----- DATASET EXCERPT -----

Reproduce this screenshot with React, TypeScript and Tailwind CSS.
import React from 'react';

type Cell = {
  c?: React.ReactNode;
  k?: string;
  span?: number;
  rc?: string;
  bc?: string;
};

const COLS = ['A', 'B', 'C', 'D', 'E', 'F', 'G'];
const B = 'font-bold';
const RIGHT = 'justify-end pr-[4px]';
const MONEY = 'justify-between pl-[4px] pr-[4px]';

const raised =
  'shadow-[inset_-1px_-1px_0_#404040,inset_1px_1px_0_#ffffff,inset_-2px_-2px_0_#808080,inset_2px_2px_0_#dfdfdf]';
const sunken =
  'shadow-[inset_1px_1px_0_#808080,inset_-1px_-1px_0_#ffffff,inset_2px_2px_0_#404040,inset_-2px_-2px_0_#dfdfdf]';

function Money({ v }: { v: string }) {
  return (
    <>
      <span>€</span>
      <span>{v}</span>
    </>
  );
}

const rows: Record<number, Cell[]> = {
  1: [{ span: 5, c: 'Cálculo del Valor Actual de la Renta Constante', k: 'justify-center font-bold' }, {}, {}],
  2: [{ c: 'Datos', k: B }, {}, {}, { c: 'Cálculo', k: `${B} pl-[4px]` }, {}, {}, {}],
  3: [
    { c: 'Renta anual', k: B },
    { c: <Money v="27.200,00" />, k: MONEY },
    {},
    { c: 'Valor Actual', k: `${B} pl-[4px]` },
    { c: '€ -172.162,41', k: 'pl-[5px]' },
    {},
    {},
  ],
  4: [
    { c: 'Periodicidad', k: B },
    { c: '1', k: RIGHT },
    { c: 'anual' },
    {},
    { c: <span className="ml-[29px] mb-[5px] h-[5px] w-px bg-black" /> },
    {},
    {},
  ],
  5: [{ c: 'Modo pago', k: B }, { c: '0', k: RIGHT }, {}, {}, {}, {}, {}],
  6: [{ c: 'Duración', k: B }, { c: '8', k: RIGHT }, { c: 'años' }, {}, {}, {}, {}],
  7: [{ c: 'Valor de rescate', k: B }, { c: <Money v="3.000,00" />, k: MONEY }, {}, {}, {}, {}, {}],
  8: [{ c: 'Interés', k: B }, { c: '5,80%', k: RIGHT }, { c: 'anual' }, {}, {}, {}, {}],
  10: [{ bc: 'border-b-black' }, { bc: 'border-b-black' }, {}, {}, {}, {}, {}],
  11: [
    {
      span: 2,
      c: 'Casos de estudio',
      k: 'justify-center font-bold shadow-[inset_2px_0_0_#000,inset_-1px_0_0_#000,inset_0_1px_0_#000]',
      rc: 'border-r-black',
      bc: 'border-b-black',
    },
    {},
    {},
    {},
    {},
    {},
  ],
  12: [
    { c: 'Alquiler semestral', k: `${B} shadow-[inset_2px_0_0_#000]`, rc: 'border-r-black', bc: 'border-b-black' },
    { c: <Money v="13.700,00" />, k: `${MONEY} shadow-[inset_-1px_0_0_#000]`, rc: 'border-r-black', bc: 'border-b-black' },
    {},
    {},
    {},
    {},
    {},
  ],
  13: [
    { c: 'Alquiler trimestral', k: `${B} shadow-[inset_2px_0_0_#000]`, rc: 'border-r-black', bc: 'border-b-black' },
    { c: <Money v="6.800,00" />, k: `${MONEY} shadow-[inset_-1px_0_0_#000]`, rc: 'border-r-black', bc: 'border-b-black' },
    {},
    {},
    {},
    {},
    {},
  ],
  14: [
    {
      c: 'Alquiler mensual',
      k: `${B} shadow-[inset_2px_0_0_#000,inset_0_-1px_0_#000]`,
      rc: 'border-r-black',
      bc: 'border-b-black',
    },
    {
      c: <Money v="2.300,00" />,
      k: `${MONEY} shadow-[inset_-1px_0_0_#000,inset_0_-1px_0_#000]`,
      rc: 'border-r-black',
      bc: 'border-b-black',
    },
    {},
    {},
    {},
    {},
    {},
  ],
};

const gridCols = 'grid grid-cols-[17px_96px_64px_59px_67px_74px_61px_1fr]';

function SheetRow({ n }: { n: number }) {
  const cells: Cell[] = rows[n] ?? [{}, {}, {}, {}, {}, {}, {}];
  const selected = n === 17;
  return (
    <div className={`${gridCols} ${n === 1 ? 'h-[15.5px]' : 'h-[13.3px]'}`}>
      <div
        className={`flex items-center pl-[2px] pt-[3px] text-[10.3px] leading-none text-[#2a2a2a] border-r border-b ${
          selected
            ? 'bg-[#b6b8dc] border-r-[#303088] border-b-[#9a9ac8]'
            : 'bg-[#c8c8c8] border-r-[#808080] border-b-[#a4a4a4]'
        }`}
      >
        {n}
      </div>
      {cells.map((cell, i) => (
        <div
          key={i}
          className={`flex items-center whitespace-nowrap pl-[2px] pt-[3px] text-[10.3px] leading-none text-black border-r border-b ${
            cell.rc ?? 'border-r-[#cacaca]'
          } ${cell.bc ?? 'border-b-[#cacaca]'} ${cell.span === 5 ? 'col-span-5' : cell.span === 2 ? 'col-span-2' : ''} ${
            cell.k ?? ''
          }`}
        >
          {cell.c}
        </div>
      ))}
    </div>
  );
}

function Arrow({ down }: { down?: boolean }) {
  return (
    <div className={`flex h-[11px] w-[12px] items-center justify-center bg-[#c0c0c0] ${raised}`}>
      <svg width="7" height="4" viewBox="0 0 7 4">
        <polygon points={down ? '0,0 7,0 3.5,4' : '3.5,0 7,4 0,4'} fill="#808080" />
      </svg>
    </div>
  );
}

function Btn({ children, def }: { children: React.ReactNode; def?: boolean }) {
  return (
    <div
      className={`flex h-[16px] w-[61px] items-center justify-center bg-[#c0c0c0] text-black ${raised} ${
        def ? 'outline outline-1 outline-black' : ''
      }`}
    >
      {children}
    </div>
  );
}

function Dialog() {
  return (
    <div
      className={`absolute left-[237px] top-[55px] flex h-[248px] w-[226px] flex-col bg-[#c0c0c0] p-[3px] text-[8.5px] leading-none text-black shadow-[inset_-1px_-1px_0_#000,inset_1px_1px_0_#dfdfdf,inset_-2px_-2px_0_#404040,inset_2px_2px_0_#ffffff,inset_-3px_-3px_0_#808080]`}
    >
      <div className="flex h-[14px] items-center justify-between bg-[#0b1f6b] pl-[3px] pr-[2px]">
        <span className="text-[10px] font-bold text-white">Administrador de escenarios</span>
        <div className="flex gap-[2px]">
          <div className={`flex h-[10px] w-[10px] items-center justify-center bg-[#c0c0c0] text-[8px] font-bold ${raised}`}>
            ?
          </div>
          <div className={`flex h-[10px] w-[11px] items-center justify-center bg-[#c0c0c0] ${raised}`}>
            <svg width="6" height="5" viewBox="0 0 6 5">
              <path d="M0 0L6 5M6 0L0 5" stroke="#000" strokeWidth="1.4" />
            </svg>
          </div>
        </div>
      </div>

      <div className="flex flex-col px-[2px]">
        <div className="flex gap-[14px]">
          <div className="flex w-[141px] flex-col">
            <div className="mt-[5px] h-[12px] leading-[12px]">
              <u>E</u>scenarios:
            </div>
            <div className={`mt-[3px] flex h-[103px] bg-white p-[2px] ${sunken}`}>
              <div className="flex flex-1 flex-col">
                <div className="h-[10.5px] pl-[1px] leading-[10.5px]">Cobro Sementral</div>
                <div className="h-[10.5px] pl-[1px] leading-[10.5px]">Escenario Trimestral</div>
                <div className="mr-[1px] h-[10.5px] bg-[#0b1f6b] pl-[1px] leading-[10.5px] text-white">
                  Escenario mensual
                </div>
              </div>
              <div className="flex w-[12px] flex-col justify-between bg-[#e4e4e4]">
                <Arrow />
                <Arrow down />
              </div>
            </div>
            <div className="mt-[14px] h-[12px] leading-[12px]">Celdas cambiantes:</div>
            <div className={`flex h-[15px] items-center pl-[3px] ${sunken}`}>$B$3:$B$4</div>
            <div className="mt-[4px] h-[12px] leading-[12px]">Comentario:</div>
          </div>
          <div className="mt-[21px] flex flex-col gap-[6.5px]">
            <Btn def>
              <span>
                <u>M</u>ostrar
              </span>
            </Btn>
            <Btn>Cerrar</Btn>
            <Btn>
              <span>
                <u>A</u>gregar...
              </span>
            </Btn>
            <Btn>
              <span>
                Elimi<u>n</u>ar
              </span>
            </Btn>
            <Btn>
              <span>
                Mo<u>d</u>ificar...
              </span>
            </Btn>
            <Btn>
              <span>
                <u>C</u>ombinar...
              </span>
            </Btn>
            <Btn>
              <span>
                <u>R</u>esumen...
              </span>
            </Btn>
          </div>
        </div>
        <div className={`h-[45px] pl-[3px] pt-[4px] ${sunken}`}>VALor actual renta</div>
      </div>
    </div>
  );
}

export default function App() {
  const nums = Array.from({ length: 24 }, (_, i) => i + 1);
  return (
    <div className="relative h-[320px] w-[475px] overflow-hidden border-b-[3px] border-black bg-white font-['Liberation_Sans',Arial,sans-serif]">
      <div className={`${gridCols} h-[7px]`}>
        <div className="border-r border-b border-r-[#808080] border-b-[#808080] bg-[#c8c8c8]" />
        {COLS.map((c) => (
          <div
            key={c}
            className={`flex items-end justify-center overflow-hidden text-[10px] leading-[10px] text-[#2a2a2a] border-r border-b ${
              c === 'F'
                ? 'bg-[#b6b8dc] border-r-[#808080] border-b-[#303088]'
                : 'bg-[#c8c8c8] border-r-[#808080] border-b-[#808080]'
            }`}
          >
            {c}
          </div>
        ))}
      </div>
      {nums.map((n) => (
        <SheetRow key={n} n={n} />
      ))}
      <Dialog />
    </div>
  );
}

-----

Give every line of the material that includes the string "React".

PROBLEM SOLUTION →
Reproduce this screenshot with React, TypeScript and Tailwind CSS.
import React from 'react';
  c?: React.ReactNode;
function Btn({ children, def }: { children: React.ReactNode; def?: boolean }) {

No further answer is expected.